Thats awesome... I like how you guys stand behind your stuff!! :thumbup::beer:

for now I will still be flipping mine back over until then...

I assume I can flip the sleeve and all will be well also???


----------



## Afazz (Feb 10, 2002)

Do these extenders go between the control arm and the balljoint, or between the balljoint and the spindle? I'm curious to see what they look like :beer:


----------



## [email protected] (Oct 28, 2009)

Afazz said:


> Do these extenders go between the control arm and the balljoint, or between the balljoint and the spindle? I'm curious to see what they look like :beer:


Between the control arm and balljoint.



jaso028 said:


> Thats awesome... I like how you guys stand behind your stuff!! :thumbup::beer:
> 
> for now I will still be flipping mine back over until then...
> 
> I assume I can flip the sleeve and all will be well also???

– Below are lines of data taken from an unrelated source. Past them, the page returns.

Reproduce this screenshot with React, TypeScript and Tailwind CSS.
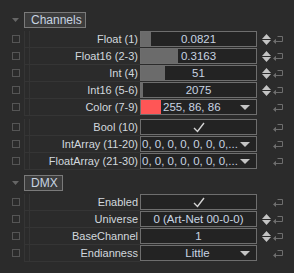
import React from 'react';

const font = { fontFamily: '"Liberation Sans", Arial, sans-serif' };

function Tri({ down = true, w = 10, h = 5, color = '#c4c4c4' }: { down?: boolean; w?: number; h?: number; color?: string }) {
  return (
    <svg width={w} height={h} viewBox={`0 0 ${w} ${h}`} className="block">
      <polygon points={down ? `0,0 ${w},0 ${w / 2},${h}` : `0,${h} ${w},${h} ${w / 2},0`} fill={color} />
    </svg>
  );
}

function Spinner() {
  return (
    <div className="flex flex-col items-center gap-[1px] w-[9px]">
      <Tri down={false} w={9} h={5} />
      <Tri w={9} h={5} />
    </div>
  );
}

function ResetIcon() {
  return (
    <svg width="11" height="9" viewBox="0 0 11 9" className="block">
      <path d="M4.5 1.5 H9.5 V6.5 H2.5" fill="none" stroke="#6e6e6e" strokeWidth="1" />
      <polygon points="0,6.5 3,3.8 3,9" fill="#6e6e6e" />
    </svg>
  );
}

function Check() {
  return (
    <svg width="12" height="11" viewBox="0 0 12 11" className="block">
      <path d="M1 6 L4.5 9.5 L11 1" fill="none" stroke="#d4d4d4" strokeWidth="1.4" />
    </svg>
  );
}

function Section({ title, w }: { title: string; w: string }) {
  return (
    <div className="flex items-center h-[15px]">
      <div className="w-[24px] flex justify-start pl-[12px]">
        <Tri w={7} h={4} color="#666666" />
      </div>
      <div className={`${w} h-[16px] border border-[#7a7a7a] bg-[#3c3c3c] text-[12px] leading-[14px] text-[#c8d4e2] pl-[6px]`}>
        {title}
      </div>
    </div>
  );
}

function Row({ label, children, spin = false, extra = '' }: { label: string; children: React.ReactNode; spin?: boolean; extra?: string }) {
  return (
    <div className={`flex h-[17px] ${extra}`}>
      <div className="w-[24px] flex items-start pt-[4px] pl-[12px]">
        <div className="w-[8px] h-[8px] border border-[#555555]" />
      </div>
      <div className="w-[116px] h-[17px] border-l border-[#353535] flex">
        <div className="w-[5px] border-r border-[#353535] border-b" />
        <div className="flex-1 border-b border-[#353535] text-right pr-[2px] text-[11px] leading-[16px] text-[#d2d8de] whitespace-nowrap">
          {label}
        </div>
      </div>
      <div className="w-[117px] h-[16px] border border-[#6e6e6e] bg-[#232323] relative overflow-hidden text-[11.5px] leading-[14px] text-[#c8d4e2]">
        {children}
      </div>
      <div className="w-[14px] flex items-center justify-end h-[16px]">{spin && <Spinner />}</div>
      <div className="flex items-center h-[16px] pl-[2px]">
        <ResetIcon />
      </div>
    </div>
  );
}

function Bar({ value, pct }: { value: string; pct: number }) {
  return (
    <>
      <div className="absolute left-0 top-0 bottom-0 bg-[#6b6b6b]" style={{ width: `${pct}px` }} />
      <div className="relative text-center">{value}</div>
    </>
  );
}

function Dropdown({ text, center = false }: { text: string; center?: boolean }) {
  return (
    <div className="flex items-center h-full">
      <div className={`flex-1 pl-[1px] whitespace-nowrap overflow-hidden ${center ? 'text-center pl-[14px]' : ''}`}>{text}</div>
      <div className="pr-[6px]">
        <Tri w={10} h={5} />
      </div>
    </div>
  );
}

export default function App() {
  return (
    <div className="w-[294px] h-[273px] bg-[#2b2b2b] pt-[12px] overflow-hidden" style={font}>
      <Section title="Channels" w="w-[62px]" />
      <div className="mt-[4px] flex flex-col">
        <Row label="Float (1)" spin>
          <Bar value="0.0821" pct={10} />
        </Row>
        <Row label="Float16 (2-3)" spin>
          <Bar value="0.3163" pct={37} />
        </Row>
        <Row label="Int (4)" spin>
          <Bar value="51" pct={24} />
        </Row>
        <Row label="Int16 (5-6)" spin>
          <Bar value="2075" pct={2} />
        </Row>
        <Row label="Color (7-9)" extra="mb-[3px]">
          <div className="flex items-center h-full">
            <div className="w-[20px] h-full bg-[#ff5656]" />
            <div className="flex-1 pl-[2px] whitespace-nowrap">255, 86, 86</div>
            <div className="pr-[6px]">
              <Tri w={10} h={5} />
            </div>
          </div>
        </Row>
        <Row label="Bool (10)">
          <div className="flex items-center justify-center h-full">
            <Check />
          </div>
        </Row>
        <Row label="IntArray (11-20)">
          <Dropdown text="0, 0, 0, 0, 0, 0, 0,..." />
        </Row>
        <Row label="FloatArray (21-30)">
          <Dropdown text="0, 0, 0, 0, 0, 0, 0,..." />
        </Row>
      </div>
      <div className="mt-[5px]">
        <Section title="DMX" w="w-[39px]" />
      </div>
      <div className="mt-[4px] flex flex-col">
        <Row label="Enabled">
          <div className="flex items-center justify-center h-full">
            <Check />
          </div>
        </Row>
        <Row label="Universe" spin>
          <div className="text-center">0 (Art-Net 00-0-0)</div>
        </Row>
        <Row label="BaseChannel" spin>
          <div className="text-center">1</div>
        </Row>
        <Row label="Endianness">
          <Dropdown text="Little" center />
        </Row>
      </div>
    </div>
  );
}
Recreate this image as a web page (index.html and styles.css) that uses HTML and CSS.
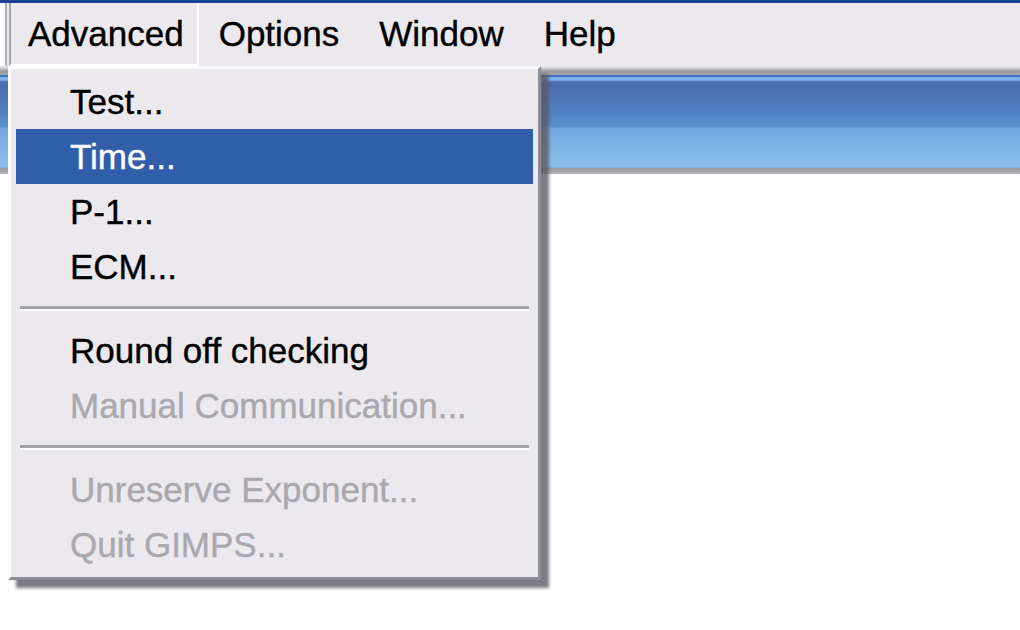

Flipping the sleeve over to run the tierods on top is perfectly fine. :thumbup:


----------



## jaso028 (Aug 12, 2007)

[email protected] said:


> Flipping the sleeve over to run the tierods on top is perfectly fine. :thumbup:


awesome good to know, even though I drilled this huge hole I dont lose out!! lol
now the fun will be pulling these sleves out!! :laugh:


----------



## Afazz (Feb 10, 2002)

If it's between the control arm and balljoint, it will not correct any geometry issues and you will still get bumpsteer. It will help the control arm bushings and balljoints from binding up, which is a good thing, but the geometry will still be weird. It's the same as "Z-ing" the control arms, which lowrider guys have done for years.


----------



## Retromini (Nov 7, 2004)

Yah, in order for it to work you need a balljoint with an extended stud, otherwise just putting a spacer under the balljoint will still have bumpsteer problems. It's the angle of the line drawing between the inner and outer pivot points that matters for the bumpsteer.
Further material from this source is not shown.